** begin **

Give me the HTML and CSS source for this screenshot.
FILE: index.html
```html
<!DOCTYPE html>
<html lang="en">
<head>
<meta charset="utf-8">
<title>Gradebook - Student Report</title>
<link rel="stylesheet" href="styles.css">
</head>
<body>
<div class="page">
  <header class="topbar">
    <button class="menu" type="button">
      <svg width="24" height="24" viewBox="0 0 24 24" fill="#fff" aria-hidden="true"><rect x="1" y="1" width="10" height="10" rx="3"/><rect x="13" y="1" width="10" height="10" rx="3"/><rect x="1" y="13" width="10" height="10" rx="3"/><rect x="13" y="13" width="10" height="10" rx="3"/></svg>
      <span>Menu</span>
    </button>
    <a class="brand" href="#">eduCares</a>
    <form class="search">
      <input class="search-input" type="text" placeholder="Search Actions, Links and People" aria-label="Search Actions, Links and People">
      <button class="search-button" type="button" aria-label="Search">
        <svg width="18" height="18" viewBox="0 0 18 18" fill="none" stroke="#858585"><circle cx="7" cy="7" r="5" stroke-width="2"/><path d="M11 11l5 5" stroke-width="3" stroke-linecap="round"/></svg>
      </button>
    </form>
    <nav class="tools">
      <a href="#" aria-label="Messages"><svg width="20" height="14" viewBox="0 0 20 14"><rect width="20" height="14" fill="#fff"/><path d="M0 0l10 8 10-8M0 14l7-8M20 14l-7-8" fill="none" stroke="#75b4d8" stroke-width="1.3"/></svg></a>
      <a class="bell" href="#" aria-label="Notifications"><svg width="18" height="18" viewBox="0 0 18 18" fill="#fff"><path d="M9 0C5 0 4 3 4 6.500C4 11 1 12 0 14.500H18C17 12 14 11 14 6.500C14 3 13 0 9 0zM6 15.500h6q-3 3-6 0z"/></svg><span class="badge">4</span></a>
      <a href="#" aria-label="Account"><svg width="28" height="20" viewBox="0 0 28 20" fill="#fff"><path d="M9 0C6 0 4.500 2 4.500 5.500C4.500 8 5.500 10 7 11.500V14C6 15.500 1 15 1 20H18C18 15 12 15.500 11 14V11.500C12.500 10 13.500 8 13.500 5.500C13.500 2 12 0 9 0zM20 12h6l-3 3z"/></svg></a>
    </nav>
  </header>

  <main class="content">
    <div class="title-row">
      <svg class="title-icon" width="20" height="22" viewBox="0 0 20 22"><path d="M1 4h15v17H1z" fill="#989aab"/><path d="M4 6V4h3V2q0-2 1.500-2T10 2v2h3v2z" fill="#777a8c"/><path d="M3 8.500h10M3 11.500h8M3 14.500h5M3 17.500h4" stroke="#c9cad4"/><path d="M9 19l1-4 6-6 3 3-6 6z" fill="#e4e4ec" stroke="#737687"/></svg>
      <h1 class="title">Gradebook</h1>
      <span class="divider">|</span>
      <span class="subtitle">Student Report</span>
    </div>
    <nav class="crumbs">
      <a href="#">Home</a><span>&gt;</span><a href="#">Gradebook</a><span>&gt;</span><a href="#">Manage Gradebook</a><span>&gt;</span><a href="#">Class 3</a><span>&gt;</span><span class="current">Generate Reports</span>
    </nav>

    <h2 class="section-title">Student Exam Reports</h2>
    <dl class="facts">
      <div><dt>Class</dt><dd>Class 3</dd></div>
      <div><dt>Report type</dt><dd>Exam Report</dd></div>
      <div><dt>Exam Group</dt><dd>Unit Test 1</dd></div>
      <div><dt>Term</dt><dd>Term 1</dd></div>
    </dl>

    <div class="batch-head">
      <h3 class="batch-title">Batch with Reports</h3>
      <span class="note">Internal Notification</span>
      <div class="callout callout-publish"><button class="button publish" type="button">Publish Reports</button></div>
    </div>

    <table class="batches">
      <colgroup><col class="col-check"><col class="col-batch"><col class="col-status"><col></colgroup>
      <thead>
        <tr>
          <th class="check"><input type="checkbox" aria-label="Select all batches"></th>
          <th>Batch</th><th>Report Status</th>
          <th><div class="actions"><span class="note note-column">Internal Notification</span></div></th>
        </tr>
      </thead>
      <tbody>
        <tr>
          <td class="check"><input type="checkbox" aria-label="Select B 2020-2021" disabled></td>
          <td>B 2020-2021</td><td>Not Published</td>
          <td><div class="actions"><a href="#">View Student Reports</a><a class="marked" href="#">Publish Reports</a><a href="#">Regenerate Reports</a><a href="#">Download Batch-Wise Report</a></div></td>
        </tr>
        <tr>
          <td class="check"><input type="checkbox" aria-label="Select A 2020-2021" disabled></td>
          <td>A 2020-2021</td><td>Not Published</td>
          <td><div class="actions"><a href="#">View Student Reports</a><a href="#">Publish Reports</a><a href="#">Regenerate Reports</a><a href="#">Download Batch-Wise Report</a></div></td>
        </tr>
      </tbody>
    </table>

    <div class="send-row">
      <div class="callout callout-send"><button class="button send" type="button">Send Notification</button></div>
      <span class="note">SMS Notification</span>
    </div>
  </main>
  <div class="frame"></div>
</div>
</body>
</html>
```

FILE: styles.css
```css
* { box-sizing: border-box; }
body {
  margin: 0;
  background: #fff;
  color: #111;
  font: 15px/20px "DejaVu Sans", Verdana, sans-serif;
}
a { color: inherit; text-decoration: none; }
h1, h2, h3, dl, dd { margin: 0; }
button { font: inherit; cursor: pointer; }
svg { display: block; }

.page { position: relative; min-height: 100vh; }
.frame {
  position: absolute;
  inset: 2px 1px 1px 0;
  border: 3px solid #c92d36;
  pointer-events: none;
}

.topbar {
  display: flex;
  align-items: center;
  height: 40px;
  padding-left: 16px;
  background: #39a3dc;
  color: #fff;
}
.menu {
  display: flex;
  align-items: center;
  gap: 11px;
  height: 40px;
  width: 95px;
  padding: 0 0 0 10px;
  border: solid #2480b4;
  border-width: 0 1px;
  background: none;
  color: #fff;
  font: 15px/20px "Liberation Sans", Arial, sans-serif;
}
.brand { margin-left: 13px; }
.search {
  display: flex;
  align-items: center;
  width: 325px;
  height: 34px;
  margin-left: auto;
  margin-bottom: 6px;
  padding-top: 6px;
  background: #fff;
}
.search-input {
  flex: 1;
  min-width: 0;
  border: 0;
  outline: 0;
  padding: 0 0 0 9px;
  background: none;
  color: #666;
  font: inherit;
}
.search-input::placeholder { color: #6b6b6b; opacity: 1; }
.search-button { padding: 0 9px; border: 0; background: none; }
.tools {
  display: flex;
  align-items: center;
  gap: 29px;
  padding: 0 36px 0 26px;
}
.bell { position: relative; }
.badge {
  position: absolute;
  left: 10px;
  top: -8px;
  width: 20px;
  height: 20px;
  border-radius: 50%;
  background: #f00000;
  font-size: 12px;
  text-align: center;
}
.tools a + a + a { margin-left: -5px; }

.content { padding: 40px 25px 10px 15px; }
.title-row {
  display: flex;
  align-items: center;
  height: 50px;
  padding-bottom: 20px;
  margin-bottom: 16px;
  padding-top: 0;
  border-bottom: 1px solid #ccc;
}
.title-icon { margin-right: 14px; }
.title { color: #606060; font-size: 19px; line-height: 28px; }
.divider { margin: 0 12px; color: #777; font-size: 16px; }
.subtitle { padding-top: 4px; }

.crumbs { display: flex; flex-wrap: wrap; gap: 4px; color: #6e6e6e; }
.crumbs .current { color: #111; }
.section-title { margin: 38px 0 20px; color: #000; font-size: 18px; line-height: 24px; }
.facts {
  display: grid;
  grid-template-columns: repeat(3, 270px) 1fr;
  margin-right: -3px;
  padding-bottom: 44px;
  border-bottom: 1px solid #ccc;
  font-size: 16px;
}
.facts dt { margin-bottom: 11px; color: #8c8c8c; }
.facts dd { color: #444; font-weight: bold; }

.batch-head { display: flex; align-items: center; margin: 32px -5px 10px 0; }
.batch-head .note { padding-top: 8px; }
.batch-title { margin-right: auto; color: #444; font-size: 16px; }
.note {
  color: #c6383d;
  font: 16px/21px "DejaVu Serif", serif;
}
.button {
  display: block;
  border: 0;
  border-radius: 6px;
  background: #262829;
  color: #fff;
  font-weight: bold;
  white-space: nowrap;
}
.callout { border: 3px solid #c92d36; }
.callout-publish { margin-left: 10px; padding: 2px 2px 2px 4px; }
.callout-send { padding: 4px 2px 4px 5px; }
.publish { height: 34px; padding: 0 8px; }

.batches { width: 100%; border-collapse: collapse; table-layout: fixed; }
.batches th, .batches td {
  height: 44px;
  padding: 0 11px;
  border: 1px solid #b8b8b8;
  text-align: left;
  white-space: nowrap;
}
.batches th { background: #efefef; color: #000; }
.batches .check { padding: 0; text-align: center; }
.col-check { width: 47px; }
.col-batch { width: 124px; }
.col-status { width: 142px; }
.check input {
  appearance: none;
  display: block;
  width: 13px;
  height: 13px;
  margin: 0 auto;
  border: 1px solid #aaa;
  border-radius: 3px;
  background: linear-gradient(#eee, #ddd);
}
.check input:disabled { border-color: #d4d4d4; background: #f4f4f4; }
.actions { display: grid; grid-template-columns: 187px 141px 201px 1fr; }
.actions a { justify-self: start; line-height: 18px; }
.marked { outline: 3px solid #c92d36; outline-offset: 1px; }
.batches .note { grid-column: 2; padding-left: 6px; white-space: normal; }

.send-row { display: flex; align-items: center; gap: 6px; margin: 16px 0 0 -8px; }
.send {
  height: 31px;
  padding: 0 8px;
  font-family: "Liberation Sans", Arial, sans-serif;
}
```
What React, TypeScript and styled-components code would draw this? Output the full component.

** end **

What is being asked >> Copy, from the material above, each line in which the string "this" occurs.

Reply to the task >>
Give me the HTML and CSS source for this screenshot.
What React, TypeScript and styled-components code would draw this? Output the full component.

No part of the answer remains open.